Nebbia ha appena sfogliato il giornale, seduto al tavolino del bar dell’angolo, e si appresta a fare la valigia: “i pediatri prescrivono alle famiglie di portare i propri figli fuori da Milano”. Non un consiglio, ormai è una terapia. «L’aria è pesante. A me sembrava soltanto un po’ più fredda del solito – dice ad alta voce, di fronte al solito capannello di affabulatori del mattino -, si vede che ormai sono assuefatto. Ma ora che Clementina va via, la seguo anch’io».
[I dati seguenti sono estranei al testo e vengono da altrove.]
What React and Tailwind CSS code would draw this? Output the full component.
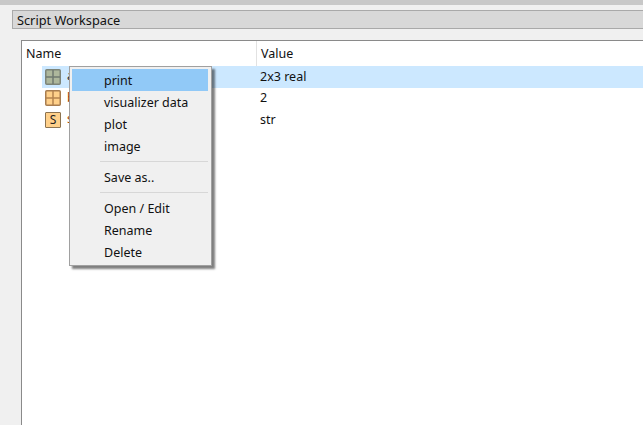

Idealista senza briglie, con la sagoma di un cespuglio, nato e cresciuto con la voglia di libertà, quella che Milano ha mortificato e trasformato in alienazione, come accade a molti che approdano in periferia e rimangono intrappolati. Nebbia fa le valigie per seguire l’amore: proprio così, sotto chili di barba e capelli, c’è il volto di un innamorato. Un cuore che non batte più per la politica, ma per una trapezista del circo: Clementina ha vissuto a Milano per anni, esibendosi sotto questo o quel tendone, quello di ogni circo che passava di lì e in città si fermava. Artista stanziale di uno spettacolo ambulante, per anni trapezista precaria, a contratto settimanale.
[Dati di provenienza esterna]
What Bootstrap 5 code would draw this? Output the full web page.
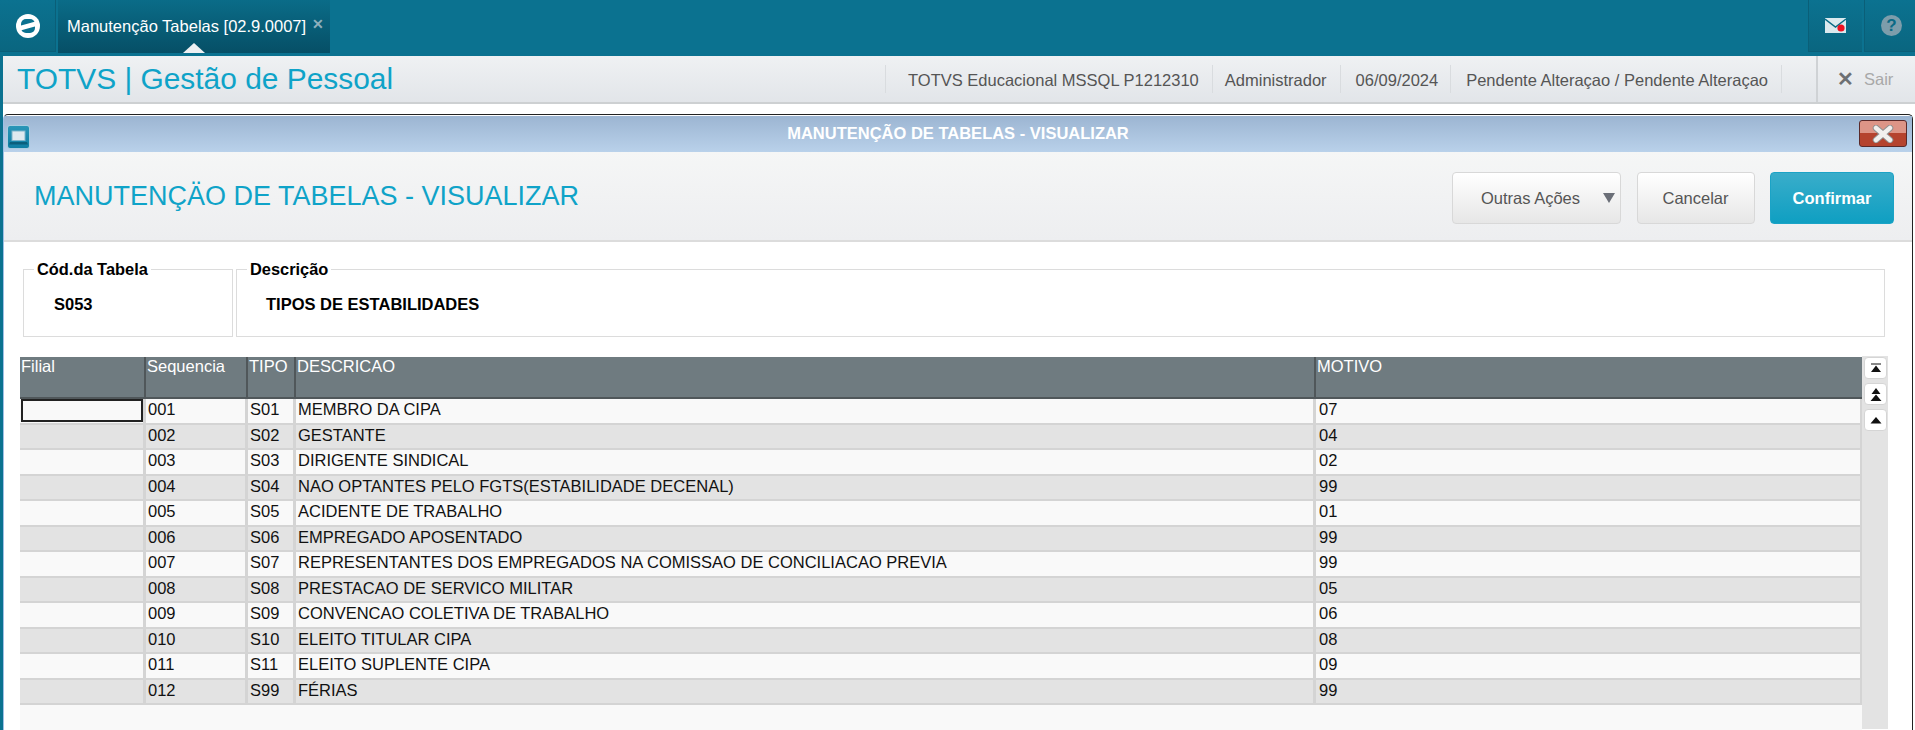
<!DOCTYPE html>
<html lang="pt-BR">
<head>
<meta charset="utf-8">
<title>Manutenção Tabelas</title>
<link href="https://cdn.jsdelivr.net/npm/bootstrap@5.3.0/dist/css/bootstrap.min.css" rel="stylesheet">
<style>
html,body{height:730px;overflow:hidden;background:#fff;font-family:"Liberation Sans",Arial,sans-serif;}
.topbar{height:56px;background:#0b7290;}
.logo-tile{width:56px;height:52px;background:linear-gradient(#0b7290,#0a6680);border-right:1px solid #0a5f78;border-bottom:1px solid #0a5f78;}
.app-tab{width:272px;height:53px;margin-left:2px;background:linear-gradient(#0a6c88,#064f66);color:#fff;font-size:16.5px;padding-left:9px;position:relative;}
.app-tab .tab-x{color:#8fb0bc;font-size:14px;font-weight:700;margin-left:6px;margin-top:-4px;}
.tab-arrow{position:absolute;left:125px;bottom:0;width:0;height:0;border-left:11px solid transparent;border-right:11px solid transparent;border-bottom:10px solid #eef0f2;}
.side-tile{width:54px;height:52px;background:linear-gradient(#0b7290,#0a6680);border-bottom:1px solid #0a5f78;border-left:1px solid #0a5f78;}
.help-tile{width:51px;margin-left:2px;padding-left:3px;}
.help-dot{width:21px;height:21px;border-radius:50%;background:#7d9dab;color:#0b6a85;font-weight:700;font-size:17px;line-height:21px;text-align:center;}
.stage{border-left:3px solid #0b7290;height:674px;}
.appbar{height:48px;background:linear-gradient(#eff1f3,#e2e5e9);border-bottom:2px solid #cdd0d2;}
.app-name{font-size:29.9px;color:#0fa3c8;padding-left:14px;line-height:46px;}
.info-cell{font-size:16.5px;color:#555;padding:2px 13px 0 15px;height:28px;line-height:27px;border-left:1px solid #d9dcdf;white-space:nowrap;}
.info-cell.first-info{padding-left:22px;}
.info-cell.admin-info{padding-left:12px;}
.info-cell.date-info{padding-right:12px;}
.info-cell.last-info{border-right:1px solid #d9dcdf;padding-right:13px;padding-left:15px;}
.sair-cell{width:99px;height:46px;margin-left:34px;border-left:2px solid #cfd2d5;color:#a8a8a8;font-size:16.5px;padding-left:19px;}
.sair-x{color:#6d7073;font-size:20px;font-weight:700;margin-right:10px;line-height:1;}
.win{margin-top:10px;margin-right:2px;height:616px;border:1px solid #222;border-bottom:0;border-radius:5px 5px 0 0;border-left-color:#9fc0e6;background:#fff;}
.win-title{height:36px;margin-top:1px;padding-bottom:2px;background:linear-gradient(#9cb5d2,#b9d1ea);color:#fff;font-weight:700;font-size:16.5px;position:relative;}
.win-ico{position:absolute;left:3px;top:9px;width:23px;height:24px;border-radius:3px;background:linear-gradient(#2a96b8,#0f7ea3);border:1px solid #a9cde0;}
.win-close{position:absolute;right:5px;top:4px;width:48px;height:27px;border:1px solid #5a2a2a;border-radius:3px;background:linear-gradient(#dd9587 0 48%,#b5432e 48% 100%);}
.form-head{height:90px;background:linear-gradient(#f5f6f6,#edeef0);border-bottom:2px solid #dcdcdc;padding:4px 18px 0 30px;}
.form-title{font-size:27px;color:#0fa3c8;margin-bottom:4px;}
.act-gap{gap:15.5px;}
.act-btn{height:52px;font-size:16.5px;color:#555;border:1px solid #d8d8d8;border-radius:4px;background:linear-gradient(#fff,#e6e6e6);padding:0;}
.act-more{width:169px;text-align:left;padding-left:28px;position:relative;}
.act-more::after{content:"";position:absolute;right:5px;top:20px;border-left:6px solid transparent;border-right:6px solid transparent;border-top:10px solid #6b6f78;}
.act-cancel{width:118px;}
.act-ok{width:124px;color:#fff;font-weight:700;border-color:#1ba3c6;background:linear-gradient(#39adca,#0f9fc2);}
.fields{padding:27px 27px 0 19px;gap:3px;}
.fset{height:68px;border:1px solid #dcdcdc;padding:24px 0 0 29px;position:relative;font-size:16.5px;font-weight:700;color:#000;line-height:20px;}
.fset-code{width:210px;padding-left:30px;}
.fset-desc{width:1649px;}
.fset-leg{position:absolute;left:10px;top:-10px;background:#fff;padding:0 3px;font-size:16.4px;line-height:18px;}
.grid-wrap{padding:20px 0 0 16px;}
.grid-main{width:1842px;height:373px;background:#f9f9f9;}
.grid-row{height:25.5px;font-size:16.5px;color:#111;background:#f9f9f9;border-bottom:2px solid #d4d4d4;line-height:21px;}
.grid-row.alt{background:#e3e3e3;}
.grid-head{height:42px;background:#6f7b80;color:#fff;border-bottom:2px solid #50575a;}
.gc{padding:0 0 0 2px;overflow:hidden;white-space:nowrap;border-right:3px solid #d4d4d4;height:100%;}
.grid-head .gc{border-right:2px solid #50575a;padding-left:1px;line-height:18px;}
.grid-head .c2{padding-left:1px;}
.c1{width:126px;flex:none;}.c2{width:102px;flex:none;}.c3{width:48px;flex:none;}.c4{width:1020px;flex:none;}.c5{flex:1 1 0;border-right:2px solid #d4d4d4;padding-left:3px;}
.grid-head .c5{border-right:0;}
.focus-cell{outline:2px solid #222;outline-offset:-2px;height:23px;width:122px;margin-left:1px;}
.scroller{width:26px;height:373px;background:#e3e3e3;padding:1px 0 0 2px;margin-top:-1px;}
.scroll-btn{width:23px;height:22px;background:#fff;border:1px solid #d5d5d5;border-radius:4px;margin-bottom:4px;padding:0;}
</style>
</head>
<body>
<header class="topbar d-flex justify-content-between">
  <div class="d-flex">
    <div class="logo-tile d-flex align-items-center justify-content-center">
      <svg width="24" height="24" viewBox="0 0 24 24"><circle cx="12" cy="12" r="12" fill="#fff"/><rect x="5" y="5" width="14" height="14" rx="5" fill="#0b7290"/><path d="M3 14.500 L21 9.500" stroke="#fff" stroke-width="4.500"/></svg>
    </div>
    <div class="app-tab d-flex align-items-center">Manutenção Tabelas [02.9.0007]<span class="tab-x">✕</span><span class="tab-arrow"></span></div>
  </div>
  <div class="d-flex">
    <div class="side-tile d-flex align-items-center justify-content-center">
      <svg width="22" height="16" viewBox="0 0 22 16"><rect width="21" height="15" fill="#dbe9ee"/><path d="M0 1 L10.500 9 L21 1" fill="none" stroke="#0a6a85" stroke-width="1.400"/><circle cx="16" cy="10" r="3.600" fill="#f01020"/></svg>
    </div>
    <div class="side-tile help-tile d-flex align-items-center justify-content-center"><div class="help-dot">?</div></div>
  </div>
</header>
<div class="stage">
  <div class="appbar d-flex align-items-center justify-content-between">
    <div class="app-name">TOTVS | Gestão de Pessoal</div>
    <div class="d-flex align-items-center">
      <div class="info-cell first-info">TOTVS Educacional MSSQL P1212310</div>
      <div class="info-cell admin-info">Administrador</div>
      <div class="info-cell date-info">06/09/2024</div>
      <div class="info-cell last-info">Pendente Alteraçao / Pendente Alteraçao</div>
      <div class="sair-cell d-flex align-items-center"><span class="sair-x">✕</span>Sair</div>
    </div>
  </div>
  <section class="win">
    <div class="win-title d-flex align-items-center justify-content-center">
      <span class="win-ico d-flex align-items-center justify-content-center"><svg width="19" height="15" viewBox="0 0 19 15"><rect x="3" y="1" width="13" height="9.500" fill="#dfeaef" stroke="#7fb6cc"/><path d="M1 12h17l1 2.500H0z" fill="#0a5f7c"/></svg></span>
      MANUTENÇÃO DE TABELAS - VISUALIZAR
      <span class="win-close d-flex align-items-center justify-content-center"><svg width="24" height="18" viewBox="0 0 24 18"><path d="M5 3 L19 15 M19 3 L5 15" stroke="#8f8f8f" stroke-width="6.500" stroke-linecap="round"/><path d="M5 3 L19 15 M19 3 L5 15" stroke="#f2f0ee" stroke-width="4.500" stroke-linecap="round"/></svg></span>
    </div>
    <div class="form-head d-flex align-items-center justify-content-between">
      <div class="form-title">MANUTENÇÄO DE TABELAS - VISUALIZAR</div>
      <div class="d-flex act-gap">
        <button type="button" class="btn act-btn act-more">Outras Ações</button>
        <button type="button" class="btn act-btn act-cancel">Cancelar</button>
        <button type="button" class="btn act-btn act-ok">Confirmar</button>
      </div>
    </div>
    <div class="fields d-flex">
      <div class="fset fset-code"><span class="fset-leg">Cód.da Tabela</span>S053</div>
      <div class="fset fset-desc"><span class="fset-leg">Descrição</span>TIPOS DE ESTABILIDADES</div>
    </div>
    <div class="grid-wrap d-flex">
      <div class="grid-main">
        <div class="d-flex grid-row grid-head"><div class="gc c1">Filial</div><div class="gc c2">Sequencia</div><div class="gc c3">TIPO</div><div class="gc c4">DESCRICAO</div><div class="gc c5">MOTIVO</div></div>
        <div class="d-flex grid-row"><div class="gc c1 p-0"><div class="focus-cell"></div></div><div class="gc c2">001</div><div class="gc c3">S01</div><div class="gc c4">MEMBRO DA CIPA</div><div class="gc c5">07</div></div>
        <div class="d-flex grid-row alt"><div class="gc c1"></div><div class="gc c2">002</div><div class="gc c3">S02</div><div class="gc c4">GESTANTE</div><div class="gc c5">04</div></div>
        <div class="d-flex grid-row"><div class="gc c1"></div><div class="gc c2">003</div><div class="gc c3">S03</div><div class="gc c4">DIRIGENTE SINDICAL</div><div class="gc c5">02</div></div>
        <div class="d-flex grid-row alt"><div class="gc c1"></div><div class="gc c2">004</div><div class="gc c3">S04</div><div class="gc c4">NAO OPTANTES PELO FGTS(ESTABILIDADE DECENAL)</div><div class="gc c5">99</div></div>
        <div class="d-flex grid-row"><div class="gc c1"></div><div class="gc c2">005</div><div class="gc c3">S05</div><div class="gc c4">ACIDENTE DE TRABALHO</div><div class="gc c5">01</div></div>
        <div class="d-flex grid-row alt"><div class="gc c1"></div><div class="gc c2">006</div><div class="gc c3">S06</div><div class="gc c4">EMPREGADO APOSENTADO</div><div class="gc c5">99</div></div>
        <div class="d-flex grid-row"><div class="gc c1"></div><div class="gc c2">007</div><div class="gc c3">S07</div><div class="gc c4">REPRESENTANTES DOS EMPREGADOS NA COMISSAO DE CONCILIACAO PREVIA</div><div class="gc c5">99</div></div>
        <div class="d-flex grid-row alt"><div class="gc c1"></div><div class="gc c2">008</div><div class="gc c3">S08</div><div class="gc c4">PRESTACAO DE SERVICO MILITAR</div><div class="gc c5">05</div></div>
        <div class="d-flex grid-row"><div class="gc c1"></div><div class="gc c2">009</div><div class="gc c3">S09</div><div class="gc c4">CONVENCAO COLETIVA DE TRABALHO</div><div class="gc c5">06</div></div>
        <div class="d-flex grid-row alt"><div class="gc c1"></div><div class="gc c2">010</div><div class="gc c3">S10</div><div class="gc c4">ELEITO TITULAR CIPA</div><div class="gc c5">08</div></div>
        <div class="d-flex grid-row"><div class="gc c1"></div><div class="gc c2">011</div><div class="gc c3">S11</div><div class="gc c4">ELEITO SUPLENTE CIPA</div><div class="gc c5">09</div></div>
        <div class="d-flex grid-row alt"><div class="gc c1"></div><div class="gc c2">012</div><div class="gc c3">S99</div><div class="gc c4">FÉRIAS</div><div class="gc c5">99</div></div>
      </div>
      <div class="scroller d-flex flex-column">
        <button type="button" class="scroll-btn d-flex align-items-center justify-content-center" aria-label="Início"><svg width="12" height="10" viewBox="0 0 12 10"><path d="M1 0.500h10v1H1z M6 2.500l5 6.500H1z" fill="#111"/></svg></button>
        <button type="button" class="scroll-btn d-flex align-items-center justify-content-center" aria-label="Página acima"><svg width="12" height="13" viewBox="0 0 12 13"><path d="M6 0l4.500 6h-9z M6 6.500l5.500 6.500h-11z" fill="#111"/></svg></button>
        <button type="button" class="scroll-btn d-flex align-items-center justify-content-center" aria-label="Linha acima"><svg width="12" height="7" viewBox="0 0 12 7"><path d="M6 0l5.500 6.500h-11z" fill="#111"/></svg></button>
      </div>
    </div>
  </section>
</div>
</body>
</html>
Un amore, quello tra Nebbia e Clementina, sbocciato una mattina, proprio lì di fronte al bar della Certosa: la trapezista era in lacrime, seduta al tavolino, in attesa di un punch al gusto di rabarbaro. Nebbia vedendola così affranta le si fece incontro, con l’intenzione di consolarla con qualche sua parola. Ma Clementina non era delusa della vita, bensì piegata dalla congiuntivite: congiuntivite allergica, stessa patologia di migliaia di milanesi di questi tempi.
Una trapezista con la congiuntivite non può avere futuro in questa città. Meglio essere nomadi, dunque, con la valigia in mano, la polvere di gesso sulle dita e il collirio in tasca: Clementina ha scelto di partire, Nebbia con il cuore di un ragazzino al primo amore ora è deciso a seguirla. Anche in capo al mondo, molto più probabilmente fino al campo base di qualche piccolo circo stanziato nella campagna lombarda o piemontese, ai confini di un borgo silenzioso che odora soltanto di cenere di legna che fuoriesce dai camini e di letame che, di questi tempi, viene sparso nei campi circostanti.
Stamane Nebbia sembra ringiovanito, nonostante i suoi polmoni intasati dal tabacco: lui che ha scelto l’inquinamento come gesto volontario quotidiano, innamorato di un’artista che non può continuare a vivere in una città che soffoca. Leggeva Voltaire, ora è passato a Prevert.
Il mattino, in queste giornate di febbraio, ripropone in periferia gli stessi lenti fotogrammi di sempre. Sotto il cavalcavia di viale Certosa, uomini senza volto e senza identità, tremano e tossiscono sotto la cappa gelata della metropoli dopo aver passato la notte lì, sopra un materasso di cartone: uomini ombra o soltanto ombre di una società che non sa se allontanarli come clandestini o semplicemente dimenticarli, come chincaglieria da soffitta. La quotidianità va in scena, come sempre, anche nei giorni che a Nebbia sembrano diversi.
Scrive Antonio Scurati su La Stampa: “Vivo a Milano, come tutti. Appartengo all’umanità, una specie destinata all’estinzione, come tutte”. Nebbia legge e sospira: con Clementina prende un treno e prova a salvarsi. In contromano rispetto ai pendolari scampati alla crisi. A suo modo, parlerà della vita e della poesia alla donna cannone e al domatore delle tigri: loro sì, l’ascolteranno.